How To Handle Dating When You’re Newly Single (Or Fed Up Of Dating)

There’s a moment in Reese Witherspoon’s 2017 film Home Again, where as a 40-something single mother, she’s telling her 28-year-old lover Harry why she can’t see him anymore.

Harry has done that classic fuck-boy thing, where he was supposed to turn up to her friend’s dinner party, then ended up being a no-show without bothering to tell her.

He’s begging her to change her mind, but she says: “No, I should know better.” Then she adds with conviction: “I know better.”

Having not seen a huge number of strong female leads in modern-day rom-coms, this was nothing short of a punch-the-air moment.

In that one line, Reese summed up my ethos about dating. I’m not talking about the first, stumbling forays into sex and love dusted in the effervescence of hope and naivety. I’m talking about the kind after your heart has been in battle, when it has been dropped from a height but still keeps on beating.

Credit: Open Road Films

If you haven’t been single for a while or, if like me, you thought you would never be single again, figuring out how to date is not always the easiest of tasks.

I found myself back on the scene about a year after my husband Rob unexpectedly passed away, and I’ll have to admit, I approached it with a combination of nervousness and dread. Not because I wasn’t ready, but because most of what I remembered of my dating life in my 20s was bog-awful.

I remember nights prowling in an all-female wolf pack across the tundra of Revolutions bar, and more often than not, being messed around by anyone who showed me the slightest bit of attention.

Dating is not made easier by the fact that everyone seems to have their own theory on the subject, which creates an overwhelming buzz of contradictory advice. Who here hasn’t heard a friend mutter the dark commandment of: ‘ye shall wait three days before sending a text message’?

I tried to steam ahead regardless, but still the opinions still came and for me, the final straw was telling a friend about a guy who was being a bit of a jerk after two dates.

She said: “Well, that’s what casual dating is like, babe.”

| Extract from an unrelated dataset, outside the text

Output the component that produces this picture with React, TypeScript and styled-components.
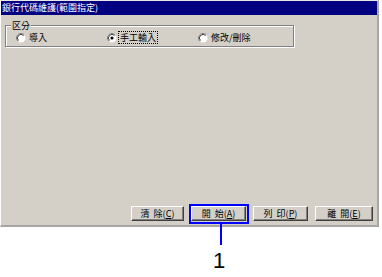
import React from "react";
import styled, { createGlobalStyle } from "styled-components";

const GlobalStyle = createGlobalStyle`
  html, body {
    margin: 0;
    padding: 0;
    background: #ffffff;
  }
  body {
    font-family: "Noto Sans CJK TC", "Liberation Sans", sans-serif;
  }
`;

const Page = styled.div`
  width: 382px;
  height: 277px;
  background: #ffffff;
`;

const Window = styled.div`
  width: 379px;
  height: 227px;
  box-sizing: border-box;
  display: flex;
  flex-direction: column;
  background: #d4d0c8;
  border-top: 1px solid #e8e6e2;
  border-left: 1px solid #ffffff;
  border-right: 2px solid #a8a6a2;
  border-bottom: 2px solid #a8a6a2;
`;

const TitleBar = styled.div`
  height: 14px;
  background: #000080;
  color: #ffffff;
  font-size: 9px;
  line-height: 14px;
  padding-left: 1px;
  white-space: nowrap;
`;

const Body = styled.div`
  flex: 1;
  display: flex;
  flex-direction: column;
  padding: 10px 4px 4px 4px;
`;

const GroupBox = styled.div`
  position: relative;
  width: 289px;
  height: 22px;
  box-sizing: border-box;
  border: 1px solid #808080;
  box-shadow: inset 1px 1px 0 #ffffff, 1px 1px 0 #ffffff;
`;

const Legend = styled.span`
  position: absolute;
  top: -6px;
  left: 5px;
  padding: 0 1px;
  background: #d4d0c8;
  font-size: 9px;
  line-height: 11px;
  color: #000;
`;

const RadioRow = styled.div`
  display: grid;
  grid-template-columns: 91px 91px 91px;
  padding: 6px 0 0 10px;
`;

const RadioItem = styled.label`
  display: flex;
  align-items: center;
  gap: 2px;
  font-size: 9px;
  line-height: 11px;
  color: #000;
`;

const RadioText = styled.span<{ $focus?: boolean }>`
  padding: 0 1px;
  outline: ${(p) => (p.$focus ? "1px dotted #000" : "none")};
`;

const Spacer = styled.div`
  flex: 1;
`;

const ButtonRow = styled.div`
  display: flex;
  justify-content: flex-end;
  gap: 7px;
`;

const Button = styled.div<{ $w: number }>`
  width: ${(p) => p.$w}px;
  height: 15px;
  box-sizing: border-box;
  display: flex;
  align-items: center;
  justify-content: center;
  font-size: 9px;
  color: #000;
  background: #d4d0c8;
  border-top: 1px solid #ffffff;
  border-left: 1px solid #ffffff;
  border-right: 1px solid #404040;
  border-bottom: 1px solid #404040;
  box-shadow: inset -1px -1px 0 #808080;
  white-space: nowrap;
`;

const Gap = styled.span`
  display: inline-block;
  width: 4px;
`;

const Callout = styled.div`
  position: relative;
  &::before {
    content: "";
    position: absolute;
    top: -2px;
    left: -2px;
    right: -3px;
    bottom: -3px;
    border: 2px solid #0000ff;
  }
`;

const CalloutLine = styled.div`
  position: absolute;
  left: 29px;
  top: calc(100% + 3px);
  width: 2px;
  height: 21px;
  background: #0000ff;
`;

const CalloutNumber = styled.div`
  position: absolute;
  left: 22px;
  top: calc(100% + 29px);
  font-family: "Liberation Sans", Arial, sans-serif;
  font-size: 22px;
  line-height: 22px;
  color: #000;
`;

const Radio: React.FC<{ checked?: boolean }> = ({ checked }) => (
  <svg width="10" height="10" viewBox="0 0 10 10">
    <circle cx="5" cy="5" r="4.5" fill="#ffffff" />
    <path d="M1.8 8.2 A4.5 4.5 0 0 1 8.2 1.8" fill="none" stroke="#808080" strokeWidth="1" />
    <path d="M2.5 7.5 A3.5 3.5 0 0 1 7.5 2.5" fill="none" stroke="#404040" strokeWidth="1" />
    {checked && <circle cx="5" cy="5" r="1.6" fill="#000" />}
  </svg>
);

const options = [
  { label: "導入", checked: false },
  { label: "手工輸入", checked: true },
  { label: "修改/刪除", checked: false },
];

const App: React.FC = () => {
  return (
    <Page>
      <GlobalStyle />
      <Window>
        <TitleBar>銀行代碼維護(範圍指定)</TitleBar>
        <Body>
          <GroupBox>
            <Legend>区分</Legend>
            <RadioRow>
              {options.map((o) => (
                <RadioItem key={o.label}>
                  <Radio checked={o.checked} />
                  <RadioText $focus={o.checked}>{o.label}</RadioText>
                </RadioItem>
              ))}
            </RadioRow>
          </GroupBox>
          <Spacer />
          <ButtonRow>
            <Button $w={53}>
              清<Gap />除(<u>C</u>)
            </Button>
            <Callout>
              <Button $w={55}>
                開<Gap />始(<u>A</u>)
              </Button>
              <CalloutLine />
              <CalloutNumber>1</CalloutNumber>
            </Callout>
            <Button $w={55}>
              列<Gap />印(<u>P</u>)
            </Button>
            <Button $w={58}>
              離<Gap />開(<u>E</u>)
            </Button>
          </ButtonRow>
        </Body>
      </Window>
    </Page>
  );
};

export default App;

Well actually, it isn’t. Because like Reese Witherspoon said, I know better.

Really, a lot of what we know about dating is based on a weird set of rules cobbled together from self-help books, magazine articles and unqualified mates.

One of the most damaging of these ‘rules’ is that if you’re casually seeing someone, you – the woman – has to accept being treated like shit by a man. I’ve lost count of the number of times I put up with terrible behaviour from men because I felt I had no rights or say in what was happening because we weren’t in a committed relationship.

In my infinite wisdom now, I realise I always had a choice: to firmly say no, and walk away. I just didn’t feel empowered enough to do so, and was too busy listening to everyone else.

The amazing thing about being loved and married to someone like Rob, is that he set the baseline for how I wanted to be treated in any future encounter with a man.

“Yes, but,” my friend said, “you and Rob were in a long term relationship.”

“Hang on,” I replied, “so are you saying that kindness and respect are only the preserves of long-term romantic relationships? What about all the other relationships we have in our lives? Or even something as simple as being nice to the person serving your coffee? Isn’t that just basic decency?”

The greatest trick the world has ever pulled is to tell you relationships are easy, dating is hard. Sorry, but it isn’t true. Relationships – good ones, anyway – don’t just run themselves and it isn’t always sunshine, roses and Instagram hearts.

The real benefit about knowing better, is that a slight shift in mindset can mean dating isn’t this scuzzy terrain of regrettable encounters. Even if it’s casual dating, you still need to ask yourself the same questions that you would of a relationship.

Which is:

  • Is this person making you feel good about yourself?
  • Do you like spending time with them, when you’re with them?
  • Do you feel like they respect you?

If my answers to any of those are no, I don’t want anything to do with the guy. Because dating isn’t also just about the other person – it’s also about you and how you see yourself. If you keep interacting with human trashbags, inevitably the smell will rub off onto you.

I know enough of life by now, that if a guy is interested, me being the first to text him isn’t going to put him off. If I continue to be involved with someone who’s making me feel bad about myself, then it’s going to impact my self-esteem in the long-term. I also know that any prospective partner who really follows the three-day rule is going to be so bananas, we probably won’t get along anyway.

Accepting anything less would be regressing to a time I didn’t enjoy, and I think dating should be fun – not just something to be endured.

Plus, as Reese Witherspoon would say: “I know better.”